STATED EXERCISE
What lines of the data include the string "index"? Copy them all.
====== PROVIDED DATA
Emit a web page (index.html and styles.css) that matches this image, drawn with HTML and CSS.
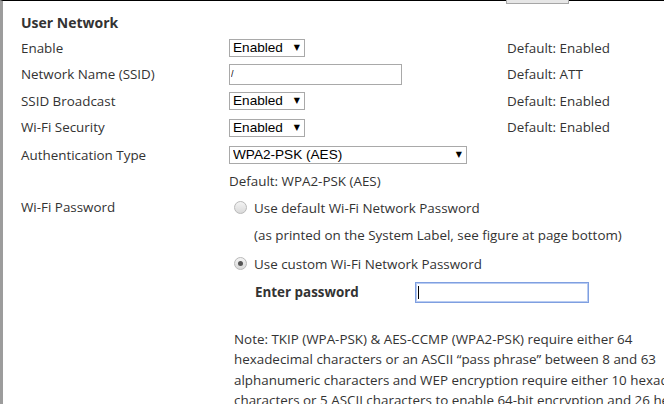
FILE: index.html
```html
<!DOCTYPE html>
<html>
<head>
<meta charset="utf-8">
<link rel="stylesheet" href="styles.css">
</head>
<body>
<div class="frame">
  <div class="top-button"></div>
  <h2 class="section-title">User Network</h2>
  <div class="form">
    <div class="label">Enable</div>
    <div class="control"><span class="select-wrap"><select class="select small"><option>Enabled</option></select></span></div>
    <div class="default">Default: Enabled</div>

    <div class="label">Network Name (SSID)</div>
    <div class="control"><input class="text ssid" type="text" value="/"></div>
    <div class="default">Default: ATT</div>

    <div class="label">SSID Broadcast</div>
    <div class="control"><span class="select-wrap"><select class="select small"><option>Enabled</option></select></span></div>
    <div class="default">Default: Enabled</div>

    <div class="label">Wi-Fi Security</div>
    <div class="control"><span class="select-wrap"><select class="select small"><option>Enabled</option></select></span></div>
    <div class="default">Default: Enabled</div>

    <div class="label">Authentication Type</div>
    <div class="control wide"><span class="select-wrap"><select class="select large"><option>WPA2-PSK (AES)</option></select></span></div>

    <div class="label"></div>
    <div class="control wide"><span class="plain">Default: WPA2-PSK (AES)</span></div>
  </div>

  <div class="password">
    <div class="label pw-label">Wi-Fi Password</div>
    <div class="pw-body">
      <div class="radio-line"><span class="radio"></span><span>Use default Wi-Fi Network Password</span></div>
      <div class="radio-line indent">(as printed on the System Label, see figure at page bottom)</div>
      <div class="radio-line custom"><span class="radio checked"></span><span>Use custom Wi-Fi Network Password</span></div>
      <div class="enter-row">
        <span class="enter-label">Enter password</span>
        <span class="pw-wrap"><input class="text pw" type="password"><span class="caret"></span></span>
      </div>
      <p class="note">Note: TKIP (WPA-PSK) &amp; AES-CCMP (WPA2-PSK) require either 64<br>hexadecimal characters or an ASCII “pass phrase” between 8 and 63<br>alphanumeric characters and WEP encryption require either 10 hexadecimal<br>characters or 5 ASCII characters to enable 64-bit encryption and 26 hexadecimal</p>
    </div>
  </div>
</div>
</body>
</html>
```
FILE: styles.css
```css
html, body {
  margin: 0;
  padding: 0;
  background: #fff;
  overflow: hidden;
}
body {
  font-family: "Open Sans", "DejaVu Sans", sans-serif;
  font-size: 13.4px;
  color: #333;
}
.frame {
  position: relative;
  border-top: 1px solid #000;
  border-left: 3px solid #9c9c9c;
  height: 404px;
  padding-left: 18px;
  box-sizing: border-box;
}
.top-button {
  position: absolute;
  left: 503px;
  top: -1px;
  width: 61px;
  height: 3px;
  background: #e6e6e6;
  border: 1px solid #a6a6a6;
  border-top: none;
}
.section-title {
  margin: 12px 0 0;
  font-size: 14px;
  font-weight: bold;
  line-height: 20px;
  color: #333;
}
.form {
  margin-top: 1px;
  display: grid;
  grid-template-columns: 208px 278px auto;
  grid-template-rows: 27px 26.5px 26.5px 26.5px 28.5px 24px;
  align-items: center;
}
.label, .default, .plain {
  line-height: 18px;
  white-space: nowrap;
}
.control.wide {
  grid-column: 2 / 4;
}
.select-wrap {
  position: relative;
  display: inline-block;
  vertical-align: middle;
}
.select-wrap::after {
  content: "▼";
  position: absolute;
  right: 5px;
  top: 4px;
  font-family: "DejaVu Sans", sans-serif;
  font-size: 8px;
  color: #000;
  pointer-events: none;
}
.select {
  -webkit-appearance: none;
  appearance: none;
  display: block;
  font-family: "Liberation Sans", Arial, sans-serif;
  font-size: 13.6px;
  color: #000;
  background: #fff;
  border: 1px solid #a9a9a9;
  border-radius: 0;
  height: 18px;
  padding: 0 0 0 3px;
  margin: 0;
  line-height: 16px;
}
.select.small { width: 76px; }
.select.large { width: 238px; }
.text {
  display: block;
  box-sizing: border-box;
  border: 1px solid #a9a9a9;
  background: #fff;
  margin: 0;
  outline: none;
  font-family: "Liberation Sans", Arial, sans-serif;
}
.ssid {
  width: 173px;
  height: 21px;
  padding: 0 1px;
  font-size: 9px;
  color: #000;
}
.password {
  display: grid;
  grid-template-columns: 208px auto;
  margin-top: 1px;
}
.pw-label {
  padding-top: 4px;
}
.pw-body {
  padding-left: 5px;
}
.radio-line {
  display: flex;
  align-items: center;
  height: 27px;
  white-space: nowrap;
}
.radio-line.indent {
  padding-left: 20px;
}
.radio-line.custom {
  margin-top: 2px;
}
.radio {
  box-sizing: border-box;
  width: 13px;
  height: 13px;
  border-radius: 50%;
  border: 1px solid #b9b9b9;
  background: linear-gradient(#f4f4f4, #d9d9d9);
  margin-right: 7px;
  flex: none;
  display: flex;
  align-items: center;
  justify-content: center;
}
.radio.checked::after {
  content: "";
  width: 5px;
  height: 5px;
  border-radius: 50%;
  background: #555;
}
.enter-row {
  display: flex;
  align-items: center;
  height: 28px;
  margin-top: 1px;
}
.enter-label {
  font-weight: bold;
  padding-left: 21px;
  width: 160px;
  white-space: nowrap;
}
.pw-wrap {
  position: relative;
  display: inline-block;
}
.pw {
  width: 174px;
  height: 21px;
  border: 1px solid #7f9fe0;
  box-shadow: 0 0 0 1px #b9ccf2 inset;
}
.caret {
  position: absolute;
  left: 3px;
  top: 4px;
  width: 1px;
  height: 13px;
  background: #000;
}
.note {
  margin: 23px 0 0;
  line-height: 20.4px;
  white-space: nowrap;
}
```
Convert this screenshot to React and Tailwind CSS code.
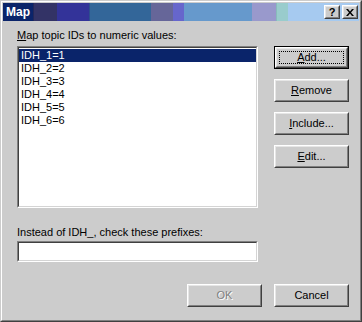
============
TASK ANSWER
Emit a web page (index.html and styles.css) that matches this image, drawn with HTML and CSS.
FILE: index.html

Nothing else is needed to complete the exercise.